- Data provided
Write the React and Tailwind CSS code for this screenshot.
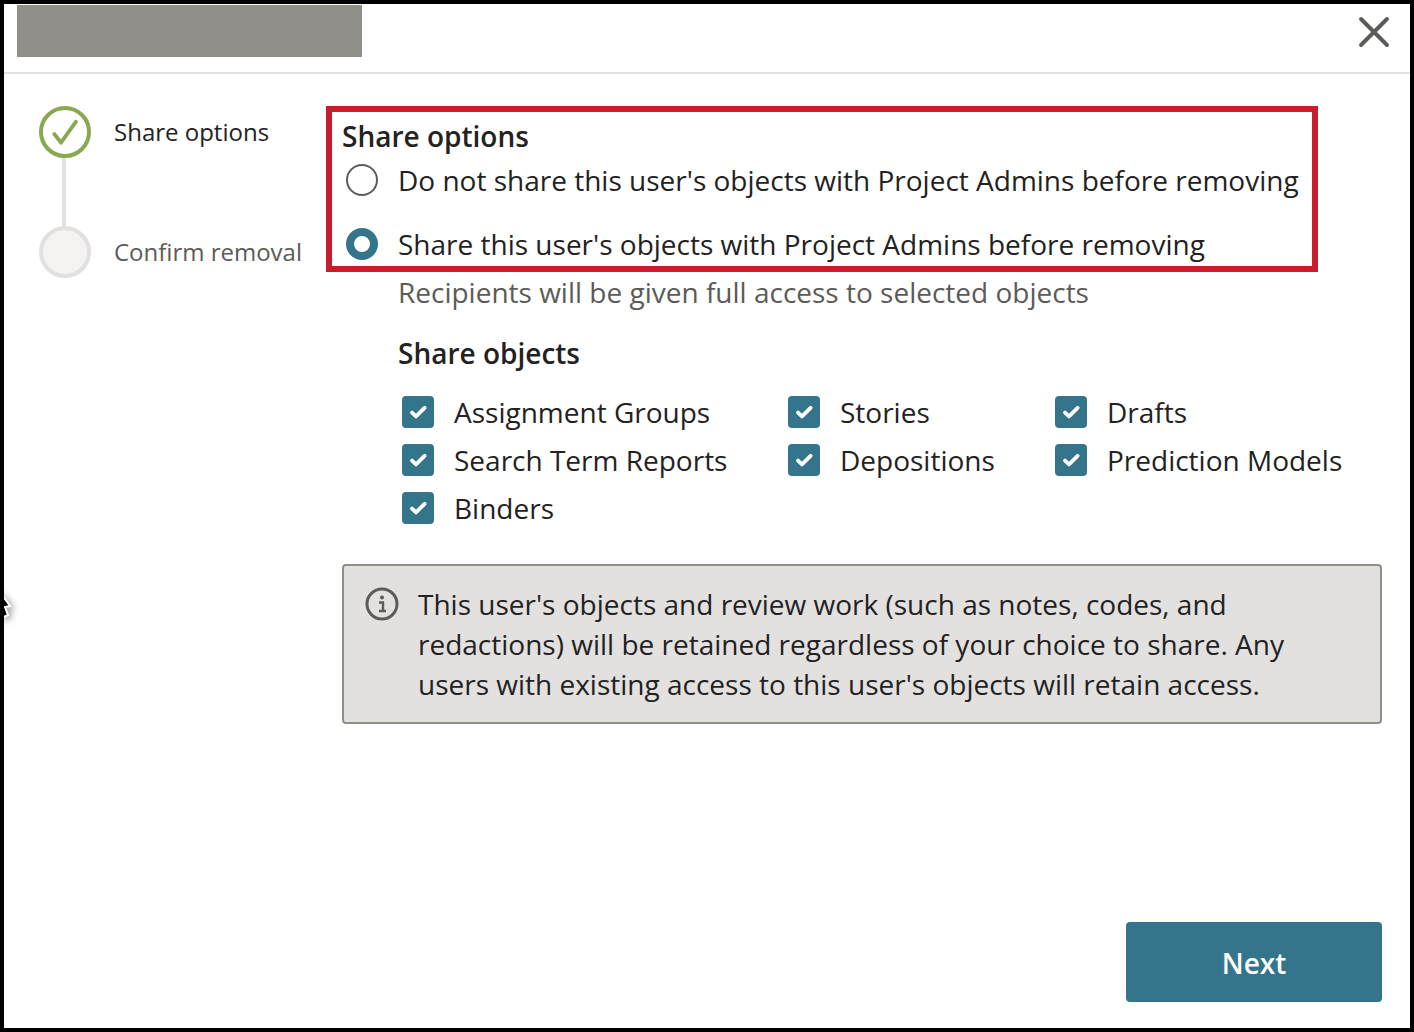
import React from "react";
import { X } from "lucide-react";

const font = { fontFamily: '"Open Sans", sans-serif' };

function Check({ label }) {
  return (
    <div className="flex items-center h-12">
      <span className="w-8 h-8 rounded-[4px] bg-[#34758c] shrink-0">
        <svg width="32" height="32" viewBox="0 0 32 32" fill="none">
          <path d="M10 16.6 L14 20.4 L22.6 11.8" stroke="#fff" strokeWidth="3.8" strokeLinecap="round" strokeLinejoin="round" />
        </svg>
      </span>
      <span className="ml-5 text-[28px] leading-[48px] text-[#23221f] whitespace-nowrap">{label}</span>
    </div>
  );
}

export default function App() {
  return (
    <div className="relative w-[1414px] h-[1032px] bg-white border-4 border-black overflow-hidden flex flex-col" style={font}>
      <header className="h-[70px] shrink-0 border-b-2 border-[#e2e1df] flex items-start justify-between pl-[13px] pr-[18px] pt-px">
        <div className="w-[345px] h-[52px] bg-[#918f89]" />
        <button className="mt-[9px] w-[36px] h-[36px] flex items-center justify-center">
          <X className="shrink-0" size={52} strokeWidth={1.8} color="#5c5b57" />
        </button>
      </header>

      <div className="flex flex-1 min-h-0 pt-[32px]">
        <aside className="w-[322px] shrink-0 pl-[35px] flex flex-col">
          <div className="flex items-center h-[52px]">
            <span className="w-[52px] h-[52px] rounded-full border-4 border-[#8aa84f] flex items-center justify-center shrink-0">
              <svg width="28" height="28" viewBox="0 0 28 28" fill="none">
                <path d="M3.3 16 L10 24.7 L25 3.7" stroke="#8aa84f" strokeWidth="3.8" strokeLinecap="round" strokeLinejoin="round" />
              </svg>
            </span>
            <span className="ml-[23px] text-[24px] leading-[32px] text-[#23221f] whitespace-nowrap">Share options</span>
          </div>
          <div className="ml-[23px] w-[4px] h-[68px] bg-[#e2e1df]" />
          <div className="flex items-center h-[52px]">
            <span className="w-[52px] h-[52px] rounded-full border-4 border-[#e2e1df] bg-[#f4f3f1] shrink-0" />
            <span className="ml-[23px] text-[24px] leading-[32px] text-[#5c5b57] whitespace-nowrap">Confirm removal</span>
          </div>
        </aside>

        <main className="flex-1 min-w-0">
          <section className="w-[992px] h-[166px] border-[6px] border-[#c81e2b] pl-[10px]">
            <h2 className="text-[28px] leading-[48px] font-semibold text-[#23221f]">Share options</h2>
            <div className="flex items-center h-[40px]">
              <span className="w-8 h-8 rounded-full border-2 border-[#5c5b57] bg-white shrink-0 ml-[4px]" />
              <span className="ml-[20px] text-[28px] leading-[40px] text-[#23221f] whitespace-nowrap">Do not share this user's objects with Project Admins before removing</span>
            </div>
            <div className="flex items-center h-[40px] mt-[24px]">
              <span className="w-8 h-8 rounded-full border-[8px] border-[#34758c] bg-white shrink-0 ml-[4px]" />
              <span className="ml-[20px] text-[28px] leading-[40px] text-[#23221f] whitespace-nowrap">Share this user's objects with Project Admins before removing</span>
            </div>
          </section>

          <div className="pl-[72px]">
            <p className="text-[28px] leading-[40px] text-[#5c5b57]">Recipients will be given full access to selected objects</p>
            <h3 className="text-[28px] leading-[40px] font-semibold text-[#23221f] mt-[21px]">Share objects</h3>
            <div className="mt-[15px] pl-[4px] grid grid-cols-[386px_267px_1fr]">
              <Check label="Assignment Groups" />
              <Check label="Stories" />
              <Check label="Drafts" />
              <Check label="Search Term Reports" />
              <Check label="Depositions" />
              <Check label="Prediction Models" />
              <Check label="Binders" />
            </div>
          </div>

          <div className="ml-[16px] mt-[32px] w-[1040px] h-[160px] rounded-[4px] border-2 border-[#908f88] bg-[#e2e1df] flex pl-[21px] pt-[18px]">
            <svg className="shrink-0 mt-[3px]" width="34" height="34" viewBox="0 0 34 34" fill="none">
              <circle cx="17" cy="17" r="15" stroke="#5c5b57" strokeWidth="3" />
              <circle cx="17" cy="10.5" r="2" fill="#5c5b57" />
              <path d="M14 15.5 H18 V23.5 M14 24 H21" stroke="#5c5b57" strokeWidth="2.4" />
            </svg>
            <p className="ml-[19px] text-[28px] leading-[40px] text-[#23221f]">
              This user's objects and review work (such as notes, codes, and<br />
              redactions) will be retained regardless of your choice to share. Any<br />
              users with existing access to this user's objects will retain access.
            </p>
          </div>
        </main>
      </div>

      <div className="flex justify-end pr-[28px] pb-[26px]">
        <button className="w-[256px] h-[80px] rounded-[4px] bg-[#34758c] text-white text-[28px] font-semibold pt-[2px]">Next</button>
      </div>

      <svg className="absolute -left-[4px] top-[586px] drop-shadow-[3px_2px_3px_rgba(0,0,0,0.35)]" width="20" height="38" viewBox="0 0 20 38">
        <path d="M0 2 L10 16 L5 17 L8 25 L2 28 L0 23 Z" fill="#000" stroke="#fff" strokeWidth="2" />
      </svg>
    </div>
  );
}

- Problem
Pictures are excluded; copy all other data exactly as shown.

- Answer to the problem
Write the React and Tailwind CSS code for this screenshot.
import React from "react";
import { X } from "lucide-react";

const font = { fontFamily: '"Open Sans", sans-serif' };

function Check({ label }) {
  return (
    <div className="flex items-center h-12">
      <span className="w-8 h-8 rounded-[4px] bg-[#34758c] shrink-0">
        <svg width="32" height="32" viewBox="0 0 32 32" fill="none">
          <path d="M10 16.6 L14 20.4 L22.6 11.8" stroke="#fff" strokeWidth="3.8" strokeLinecap="round" strokeLinejoin="round" />
        </svg>
      </span>
      <span className="ml-5 text-[28px] leading-[48px] text-[#23221f] whitespace-nowrap">{label}</span>
    </div>
  );
}

export default function App() {
  return (
    <div className="relative w-[1414px] h-[1032px] bg-white border-4 border-black overflow-hidden flex flex-col" style={font}>
      <header className="h-[70px] shrink-0 border-b-2 border-[#e2e1df] flex items-start justify-between pl-[13px] pr-[18px] pt-px">
        <div className="w-[345px] h-[52px] bg-[#918f89]" />
        <button className="mt-[9px] w-[36px] h-[36px] flex items-center justify-center">
          <X className="shrink-0" size={52} strokeWidth={1.8} color="#5c5b57" />
        </button>
      </header>

      <div className="flex flex-1 min-h-0 pt-[32px]">
        <aside className="w-[322px] shrink-0 pl-[35px] flex flex-col">
          <div className="flex items-center h-[52px]">
            <span className="w-[52px] h-[52px] rounded-full border-4 border-[#8aa84f] flex items-center justify-center shrink-0">
              <svg width="28" height="28" viewBox="0 0 28 28" fill="none">
                <path d="M3.3 16 L10 24.7 L25 3.7" stroke="#8aa84f" strokeWidth="3.8" strokeLinecap="round" strokeLinejoin="round" />
              </svg>
            </span>
            <span className="ml-[23px] text-[24px] leading-[32px] text-[#23221f] whitespace-nowrap">Share options</span>
          </div>
          <div className="ml-[23px] w-[4px] h-[68px] bg-[#e2e1df]" />
          <div className="flex items-center h-[52px]">
            <span className="w-[52px] h-[52px] rounded-full border-4 border-[#e2e1df] bg-[#f4f3f1] shrink-0" />
            <span className="ml-[23px] text-[24px] leading-[32px] text-[#5c5b57] whitespace-nowrap">Confirm removal</span>
          </div>
        </aside>

        <main className="flex-1 min-w-0">
          <section className="w-[992px] h-[166px] border-[6px] border-[#c81e2b] pl-[10px]">
            <h2 className="text-[28px] leading-[48px] font-semibold text-[#23221f]">Share options</h2>
            <div className="flex items-center h-[40px]">
              <span className="w-8 h-8 rounded-full border-2 border-[#5c5b57] bg-white shrink-0 ml-[4px]" />
              <span className="ml-[20px] text-[28px] leading-[40px] text-[#23221f] whitespace-nowrap">Do not share this user's objects with Project Admins before removing</span>
            </div>
            <div className="flex items-center h-[40px] mt-[24px]">
              <span className="w-8 h-8 rounded-full border-[8px] border-[#34758c] bg-white shrink-0 ml-[4px]" />
              <span className="ml-[20px] text-[28px] leading-[40px] text-[#23221f] whitespace-nowrap">Share this user's objects with Project Admins before removing</span>
            </div>
          </section>

          <div className="pl-[72px]">
            <p className="text-[28px] leading-[40px] text-[#5c5b57]">Recipients will be given full access to selected objects</p>
            <h3 className="text-[28px] leading-[40px] font-semibold text-[#23221f] mt-[21px]">Share objects</h3>
            <div className="mt-[15px] pl-[4px] grid grid-cols-[386px_267px_1fr]">
              <Check label="Assignment Groups" />
              <Check label="Stories" />
              <Check label="Drafts" />
              <Check label="Search Term Reports" />
              <Check label="Depositions" />
              <Check label="Prediction Models" />
              <Check label="Binders" />
            </div>
          </div>

          <div className="ml-[16px] mt-[32px] w-[1040px] h-[160px] rounded-[4px] border-2 border-[#908f88] bg-[#e2e1df] flex pl-[21px] pt-[18px]">
            <svg className="shrink-0 mt-[3px]" width="34" height="34" viewBox="0 0 34 34" fill="none">
              <circle cx="17" cy="17" r="15" stroke="#5c5b57" strokeWidth="3" />
              <circle cx="17" cy="10.5" r="2" fill="#5c5b57" />
              <path d="M14 15.5 H18 V23.5 M14 24 H21" stroke="#5c5b57" strokeWidth="2.4" />
            </svg>
            <p className="ml-[19px] text-[28px] leading-[40px] text-[#23221f]">
              This user's objects and review work (such as notes, codes, and<br />
              redactions) will be retained regardless of your choice to share. Any<br />
              users with existing access to this user's objects will retain access.
            </p>
          </div>
        </main>
      </div>

      <div className="flex justify-end pr-[28px] pb-[26px]">
        <button className="w-[256px] h-[80px] rounded-[4px] bg-[#34758c] text-white text-[28px] font-semibold pt-[2px]">Next</button>
      </div>

      <svg className="absolute -left-[4px] top-[586px] drop-shadow-[3px_2px_3px_rgba(0,0,0,0.35)]" width="20" height="38" viewBox="0 0 20 38">
        <path d="M0 2 L10 16 L5 17 L8 25 L2 28 L0 23 Z" fill="#000" stroke="#fff" strokeWidth="2" />
      </svg>
    </div>
  );
}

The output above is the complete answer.